Notably, the Ministry of Corporate Affairs (MCA) and the NCLT have in practice admitted and sanctioned certain LLP restructuring applications that bear the characteristics of a demerger, particularly where the applicant LLP transfers a distinct undertaking to a newly incorporated entity as part of a broader corporate reorganisation. However, the absence of formal precedent specifically denominated as an “LLP demerger” means that each application must be meticulously constructed.
Conditions to Be Met for a Valid LLP Demerger
A proposed demerger involving an LLP must satisfy conditions drawn from multiple legal sources: the LLP Act, the Companies Act (by analogy), the Income-tax Act (for tax-neutral treatment), FEMA (for foreign element), and sector-specific regulations. The following is a systematic analysis:
A. Structural and Corporate Law Conditions
1. Authority in the LLP Agreement
The LLP Agreement is the constitutional document of the LLP and governs the rights and obligations of the partners inter se. For a demerger to be undertaken, the LLP Agreement must either expressly authorise such a transaction or not contain provisions prohibiting it. In the absence of express authority, the partners must pass a unanimous resolution (or a resolution by the requisite majority specified in the Agreement) to:
- Authorise the demerger and the transfer of the designated undertaking.
- Approve the scheme of arrangement to be filed before the NCLT.
- Authorise designated partners to execute all necessary documents, file applications, and act on behalf of the LLP in the NCLT proceedings.
If the LLP Agreement prohibits transfer of assets without unanimous consent of all partners, such consent must be obtained. Any dissenting partner’s rights (including the right to seek buy-out or dissolution) must be carefully considered before proceeding.
2. NCLT Approval under Section 60 of the LLP Act
A scheme of arrangement (including reconstruction/demerger) by an LLP requires the sanction of the National Company Law Tribunal (NCLT) under Section 60 of the LLP Act. The NCLT application must be supported by:
- A copy of the proposed scheme of arrangement setting out the assets, liabilities, and undertakings proposed to be demerged, the consideration structure, and the treatment of existing partners and creditors.

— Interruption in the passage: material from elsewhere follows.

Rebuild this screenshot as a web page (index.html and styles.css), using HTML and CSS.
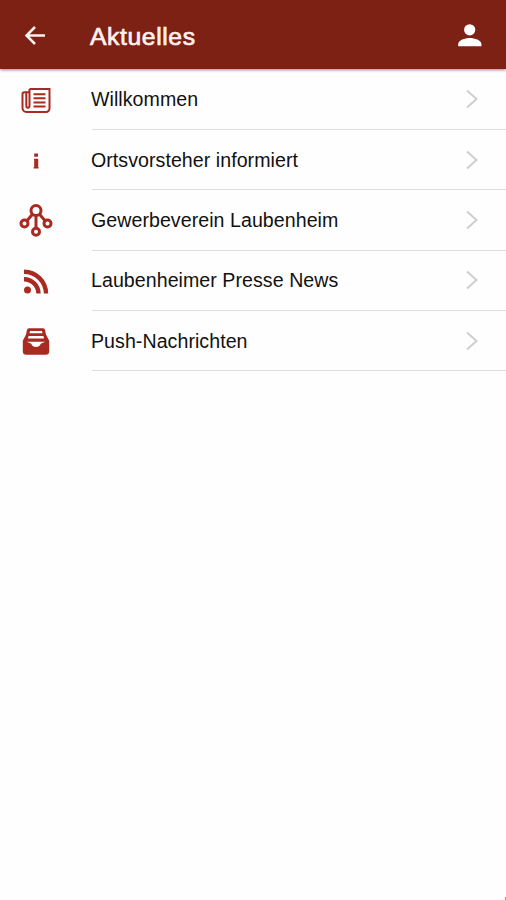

- Audited financial statements of the LLP for the last three years.
- A valuation report from a registered valuer (for the purpose of determining the fair value of the undertaking being demerged).
- A report from the LLP’s designated partner(s) on the rationale and commercial justification for the demerger.
- Affidavits of designated partners confirming compliance with the LLP Act and the LLP Agreement.
- A list of creditors of the LLP and confirmation of whether their consent or notice is required.
- Any regulatory approvals or NOCs obtained or pending (e.g., sectoral regulators, lenders).
3. Creditor Protection
A demerger involves the transfer of liabilities as well as assets. The NCLT will scrutinise whether the interests of the LLP’s creditors are adequately protected. The scheme must specify:
- Which liabilities are to be transferred to the resulting entity and which remain with the demerging LLP.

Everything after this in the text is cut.